Ever found yourself waiting impatiently for a database query to finish? That’s a common frustration for developers and IT professionals. The solution often comes down to database indexing. Think of a database index like the index in a textbook: it helps you quickly find specific information without having to skim every single page.

What’s an Index, Simply Put?

Essentially, a database index is a specialized data structure, most commonly a B-tree. Its purpose is to drastically improve the speed of data retrieval from a database table. It achieves this by offering a rapid lookup path to rows, based on the values in one or more columns. Without an index, the database might resort to a full table scan, meaning it checks every single row. This process becomes incredibly slow when dealing with large tables, potentially taking minutes instead of milliseconds.

Your First Index: A Practical Example

Imagine a users table containing millions of records. If you frequently search for users by their email address without an index, each search is akin to finding a specific name in a phone book that hasn’t been alphabetized. It would take a very long time.

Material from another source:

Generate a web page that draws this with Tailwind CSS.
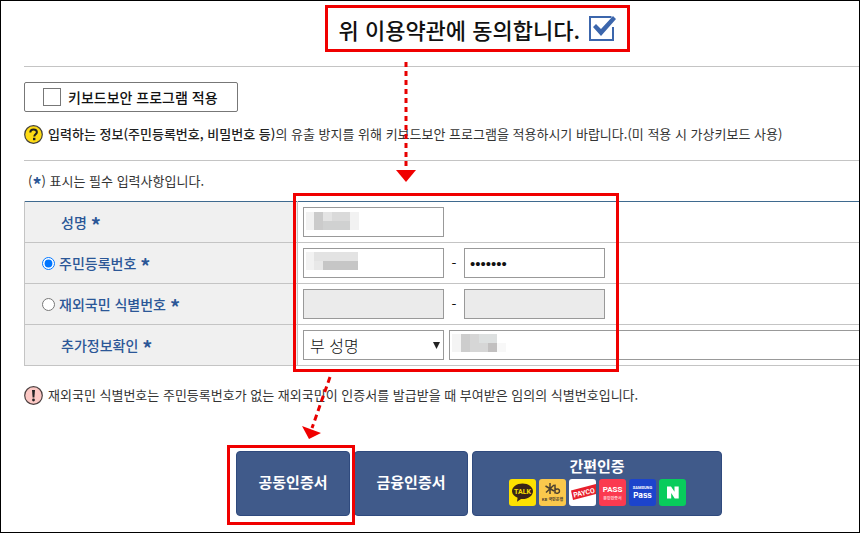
<!DOCTYPE html>
<html lang="ko">
<head>
    <meta charset="UTF-8">
    <meta name="viewport" content="width=device-width, initial-scale=1.0">
    <title>인증서 발급 신청</title>
    <script src="https://cdn.jsdelivr.net/npm/@tailwindcss/browser@4"></script>
    <style>
        body {
            font-family: "Noto Sans CJK KR", "Noto Sans", sans-serif;
        }
    </style>
</head>
<body class="bg-white text-[#333]">
    <div class="min-h-screen border border-black overflow-hidden">
        <form class="relative ml-[23px] -mr-[75px]">
            <!-- Terms agreement -->
            <div class="flex justify-center pt-1 pr-1 pb-[14px] border-b border-[#c4c4c4]">
                <label for="agree" class="flex items-center justify-between w-[305px] h-[47px] px-[11px] border-3 border-[#f00000] text-[22px] leading-8 font-medium text-[#111]">
                    <span>위 이용약관에 동의합니다.</span>
                    <span class="relative w-[27px] h-[26px]">
                        <input type="checkbox" id="agree" checked class="appearance-none block w-[25px] h-[25px] border-2 border-[#3c66ac] bg-white">
                        <svg class="absolute inset-0 pointer-events-none" width="28" height="26" viewBox="0 0 28 26">
                            <path d="M22.500 0h4v11h-4z" fill="#fff"/>
                            <path d="M4 11l3-3 5 5L24 0l3 3-15 17z" fill="#3c66ac"/>
                        </svg>
                    </span>
                </label>
            </div>

            <!-- Keyboard security -->
            <div class="pt-[15px] pb-4 border-b border-[#c4c4c4]">
                <label for="keyboard" class="flex items-center w-[214px] h-[30px] pl-[18px] gap-[7px] border border-[#777] rounded-xs text-sm font-medium text-[#111]">
                    <input type="checkbox" id="keyboard" class="appearance-none w-[18px] h-[18px] border border-[#777] bg-white">
                    키보드보안 프로그램 적용
                </label>
                <p class="flex items-center gap-[5px] mt-3 text-[13px] leading-5">
                    <svg width="19" height="19" viewBox="0 0 19 19" class="shrink-0">
                        <circle cx="9.5" cy="9.5" r="8.8" fill="#ffdc14" stroke="#44403a" stroke-width="1.2"/>
                        <path d="M6.3 7.6c0-2 1.4-3.2 3.3-3.2s3.3 1.100 3.300 2.800c0 2-2.600 2.300-2.600 4.300" fill="none" stroke="#222" stroke-width="2"/>
                        <rect x="9" y="12.800" width="2.400" height="2.400" fill="#222"/>
                    </svg>
                    <span class="whitespace-nowrap"><strong class="font-medium text-[#222]">입력하는 정보(주민등록번호, 비밀번호 등)</strong>의 유출 방지를 위해 키보드보안 프로그램을 적용하시기 바랍니다.(미 적용 시 가상키보드 사용)</span>
                </p>
            </div>

            <p class="pt-[10px] pb-[10px] pl-1 text-[13px] leading-5">(<b class="inline-block h-5 align-top text-lg leading-[26px] text-[#2b5797]">*</b>) 표시는 필수 입력사항입니다.</p>

            <!-- Applicant information -->
            <div class="relative">
                <div class="h-px bg-[#3f6a8f]"></div>
                <table class="w-full -mt-px border-collapse">
                    <tbody>
                        <tr class="h-[41px] border-y border-t-[#3f6a8f] border-b-[#c4c4c4]">
                            <th scope="row" class="w-[273px] pl-9 bg-[#f0f0f0] border-x border-[#c4c4c4] text-left text-sm leading-5 font-medium text-[#2b5797]">
                                <label for="name">성명 <b class="inline-block h-5 align-top text-xl leading-[26px]">*</b></label>
                            </th>
                            <td class="pl-[5px]">
                                <div class="relative flex">
                                    <input type="text" id="name" class="w-[141px] h-[30px] px-1 border border-[#999]">
                                    <svg class="absolute left-[3px] top-[5px]" width="53" height="18" viewBox="0 0 53 18">
                                        <rect width="53" height="18" fill="#f2f2f2"/>
                                        <rect x="8" width="36" height="18" fill="#dadada"/>
                                        <rect x="8" width="9" height="18" fill="#cbcbcb"/>
                                        <rect x="17" width="9" height="9" fill="#e4e4e4"/>
                                        <rect x="17" y="9" width="27" height="9" fill="#d0d1d1"/>
                                    </svg>
                                </div>
                            </td>
                        </tr>
                        <tr class="h-[41px] border-b border-[#c4c4c4]">
                            <th scope="row" class="pl-[17px] bg-[#f0f0f0] border-x border-[#c4c4c4] text-left text-sm leading-5 font-medium text-[#2b5797]">
                                <div class="flex items-center gap-1">
                                    <input type="radio" name="idtype" id="resident" checked class="w-[13px] h-[13px]">
                                    <label for="resident">주민등록번호 <b class="inline-block h-5 align-top text-xl leading-[26px]">*</b></label>
                                </div>
                            </th>
                            <td class="pl-[5px]">
                                <div class="relative flex items-center">
                                    <input type="text" aria-label="주민등록번호 앞자리" class="w-[141px] h-[30px] px-1 border border-[#999]">
                                    <span class="w-5 text-center text-sm text-[#111]">-</span>
                                    <input type="password" aria-label="주민등록번호 뒷자리" value="0000000" class="w-[141px] h-[30px] px-[5px] border border-[#999] font-['Liberation_Sans'] text-[15px] text-[#111]">
                                    <svg class="absolute left-[3px] top-1" width="52" height="18" viewBox="0 0 52 18">
                                        <rect width="52" height="18" fill="#f2f2f2"/>
                                        <rect x="8" width="44" height="9" fill="#e3e3e3"/>
                                        <rect x="8" y="9" width="9" height="9" fill="#e8e8e8"/>
                                        <rect x="17" y="9" width="35" height="9" fill="#c6c6c6"/>
                                    </svg>
                                </div>
                            </td>
                        </tr>
                        <tr class="h-[41px] border-b border-[#c4c4c4]">
                            <th scope="row" class="pl-[17px] bg-[#f0f0f0] border-x border-[#c4c4c4] text-left text-sm leading-5 font-medium text-[#2b5797]">
                                <div class="flex items-center gap-1">
                                    <input type="radio" name="idtype" id="overseas" class="w-[13px] h-[13px]">
                                    <label for="overseas">재외국민 식별번호 <b class="inline-block h-5 align-top text-xl leading-[26px]">*</b></label>
                                </div>
                            </th>
                            <td class="pl-[5px]">
                                <div class="flex items-center">
                                    <input type="text" aria-label="식별번호 앞자리" disabled class="w-[141px] h-[30px] border border-[#999] bg-[#ebebeb]">
                                    <span class="w-5 text-center text-sm text-[#111]">-</span>
                                    <input type="password" aria-label="식별번호 뒷자리" disabled class="w-[141px] h-[30px] border border-[#999] bg-[#ebebeb]">
                                </div>
                            </td>
                        </tr>
                        <tr class="h-[41px] border-b border-[#c4c4c4]">
                            <th scope="row" class="pl-9 bg-[#f0f0f0] border-x border-[#c4c4c4] text-left text-sm leading-5 font-medium text-[#2b5797]">
                                <label for="extra">추가정보확인 <b class="inline-block h-5 align-top text-xl leading-[26px]">*</b></label>
                            </th>
                            <td class="pl-[5px]">
                                <div class="relative flex gap-[5px]">
                                    <select id="extra" class="appearance-none w-[141px] h-[30px] px-[6px] border border-[#999] bg-white text-base leading-6 font-light text-[#111]">
                                        <option>부 성명</option>
                                        <option>모 성명</option>
                                    </select>
                                    <svg class="absolute left-[130px] top-3 pointer-events-none" width="7" height="7" viewBox="0 0 7 7">
                                        <path d="M0 0h7L3.500 7z" fill="#222"/>
                                    </svg>
                                    <input type="text" aria-label="추가정보" class="grow h-[30px] border border-[#999]">
                                    <svg class="absolute left-[149px] top-1" width="54" height="18" viewBox="0 0 54 18">
                                        <rect width="45" height="18" fill="#f4f4f4"/>
                                        <rect x="9" width="36" height="18" fill="#d6d6d6"/>
                                        <rect x="9" width="9" height="18" fill="#cdcdcd"/>
                                        <rect x="27" width="18" height="9" fill="#dde0e0"/>
                                        <rect x="36" y="9" width="9" height="9" fill="#c2c0c0"/>
                                        <rect x="45" y="9" width="9" height="9" fill="#f8f8f8"/>
                                    </svg>
                                </div>
                            </td>
                        </tr>
                    </tbody>
                </table>
                <div class="absolute left-[269px] -top-2 w-[326px] h-[179px] border-3 border-[#f00000] pointer-events-none"></div>
            </div>

            <p class="flex items-center gap-[5px] mt-[19px] text-[13px] leading-5 whitespace-nowrap">
                <svg width="19" height="19" viewBox="0 0 19 19" class="shrink-0">
                    <circle cx="9.5" cy="9.5" r="8.8" fill="#fcc8c4" stroke="#4c4040" stroke-width="1.2"/>
                    <path d="M8 4h3l-.6 7.500H8.600z" fill="#222"/>
                    <circle cx="9.5" cy="14" r="1.400" fill="#222"/>
                </svg>
                재외국민 식별번호는 주민등록번호가 없는 재외국민이 인증서를 발급받을 때 부여받은 임의의 식별번호입니다.
            </p>

            <!-- Certificate buttons -->
            <div class="flex justify-center gap-1 mt-[46px] pb-4 text-[15px] leading-5 font-bold text-white">
                <div class="relative">
                    <button type="button" class="w-[114px] h-[65px] pb-1 border border-[#2f4a7e] rounded-sm bg-[#405a8a]">공동인증서</button>
                    <div class="absolute -left-[9px] -top-[6px] z-10 w-[128px] h-20 border-3 border-[#f00000] pointer-events-none"></div>
                </div>
                <button type="button" class="w-[114px] h-[65px] pb-1 border border-[#2f4a7e] rounded-sm bg-[#405a8a]">금융인증서</button>
                <button type="button" class="flex flex-col items-center w-[250px] h-[65px] pt-1 gap-[3px] border border-[#2f4a7e] rounded-sm bg-[#405a8a]">
                    간편인증
                    <span class="flex gap-[3px]">
                        <svg width="27" height="27" viewBox="0 0 27 27">
                            <rect width="27" height="27" rx="3" fill="#fce000"/>
                            <path d="M13.500 4.500c5.800 0 10.500 3.400 10.500 7.800s-4.700 7.800-10.500 7.800l-1.500-.1-4 2.800 .6-4C5.200 17.500 3 15 3 12.300c0-4.400 4.700-7.800 10.500-7.800z" fill="#3a2418"/>
                            <text x="13.500" y="15" text-anchor="middle" font-family="Roboto" font-weight="bold" font-size="7" fill="#fce000">TALK</text>
                        </svg>
                        <svg width="27" height="27" viewBox="0 0 27 27">
                            <rect width="27" height="27" rx="3" fill="#fac84c"/>
                            <path d="M11 4v11M6.500 7l8.500 5M7 13.500L15 6M16 5.500v9M16 11c2-2 4.500-1 4.500 1s-2.500 3.200-4.500 1.500" fill="none" stroke="#4c4030" stroke-width="1.500"/>
                            <text x="13.500" y="22" text-anchor="middle" font-family="Noto Sans CJK KR" font-weight="bold" font-size="4" fill="#4c4030">KB 국민은행</text>
                        </svg>
                        <svg width="27" height="27" viewBox="0 0 27 27">
                            <rect width="27" height="27" rx="3" fill="#fff"/>
                            <path d="M2 11.500L27 5v10L4 21z" fill="#e8202c"/>
                            <text x="5" y="18.500" transform="rotate(-13 5 18.500)" font-family="Roboto" font-weight="bold" font-size="7" fill="#fff">PAYCO</text>
                        </svg>
                        <svg width="27" height="27" viewBox="0 0 27 27">
                            <rect width="27" height="27" rx="3" fill="#fb3a50"/>
                            <text x="13.500" y="13" text-anchor="middle" font-family="Roboto" font-weight="bold" font-size="8" fill="#fff">PASS</text>
                            <text x="13.500" y="21" text-anchor="middle" font-family="Noto Sans CJK KR" font-size="4" fill="#ffd0d4">본인인증서</text>
                        </svg>
                        <svg width="27" height="27" viewBox="0 0 27 27">
                            <rect width="27" height="27" rx="3" fill="#1c44cc"/>
                            <text x="13.500" y="10" text-anchor="middle" font-family="Roboto" font-weight="bold" font-size="4" fill="#fff">SAMSUNG</text>
                            <text x="13.500" y="18.500" text-anchor="middle" font-family="Inter" font-weight="bold" font-size="8" fill="#fff">Pass</text>
                        </svg>
                        <svg width="27" height="27" viewBox="0 0 27 27">
                            <rect width="27" height="27" rx="3" fill="#08cc5c"/>
                            <path d="M8 7.500h4l3.500 5.200V7.500h4.200v12h-4L12.200 14v5.500H8z" fill="#fff"/>
                        </svg>
                    </span>
                </button>
            </div>

            <!-- Guide arrows -->
            <svg class="absolute left-0 top-0 z-10 pointer-events-none" width="600" height="440" viewBox="0 0 600 440">
                <path d="M382 61V170" stroke="#e80000" stroke-width="3" stroke-dasharray="5 4"/>
                <path d="M372 169h20l-10 12z" fill="#f00000"/>
                <path d="M306 376L288 427" stroke="#e80000" stroke-width="3" stroke-dasharray="6 4"/>
                <path d="M278 425l19 7-12 6z" fill="#f00000"/>
            </svg>
        </form>
    </div>
</body>
</html>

Here’s how you’d create a simple index on the email column in a PostgreSQL or MySQL database:

CREATE INDEX idx_users_email ON users (email);

Once this index is in place, subsequent queries that filter or sort by the email column will execute significantly faster. Consider this example:

SELECT * FROM users WHERE email = '[email protected]';

The database can now leverage idx_users_email to pinpoint John Doe’s record almost instantly, completely bypassing the need to read through every other entry.

Deep Dive: How Database Indexes Actually Work

To truly master indexing, a solid grasp of its inner workings is essential.

The Library Analogy

Picture a massive library. Your primary data (books) are scattered across shelves in no particular order. This mirrors your database table without an index. Finding a specific book would mean tediously walking every aisle, examining every book’s spine until you eventually locate it.

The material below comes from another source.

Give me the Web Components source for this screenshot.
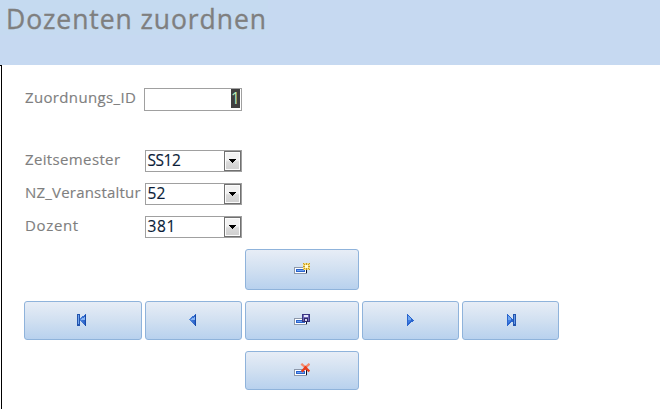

Now, introduce an index: a meticulously organized card catalog or a sophisticated digital search system. If you’re looking for a book by a particular author, you consult the catalog. It swiftly directs you to the exact shelf and position. This allows you to bypass the exhaustive search and head straight for your book. That’s precisely what an index does for your database: it provides a shortcut to your data.

Behind the Scenes: B-Trees and Beyond

Most relational databases rely on B-tree (or B+-tree) structures for indexing. These are self-balancing tree data structures designed to keep data sorted. They enable searches, sequential access, insertions, and deletions to occur in logarithmic time. This efficiency means that even with databases containing millions of records, retrieving data remains incredibly fast, often taking mere milliseconds.

Root Node: The uppermost node, pointing to the next level of nodes.
Branch Nodes: Intermediate nodes that guide the search closer to the desired leaf node.
Leaf Nodes: The lowest level, containing pointers (or the actual data in clustered indexes) to the rows within the main table.

When you query an indexed column, the database engine efficiently navigates this B-tree structure. It quickly narrows down the search space until it finds the precise location of the data you need.

While B-trees are the most common, other index types exist. For instance, hash indexes excel at exact matches but aren’t suitable for range queries. Specialized full-text indexes, on the other hand, are built for searching large blocks of text, such as articles or product descriptions.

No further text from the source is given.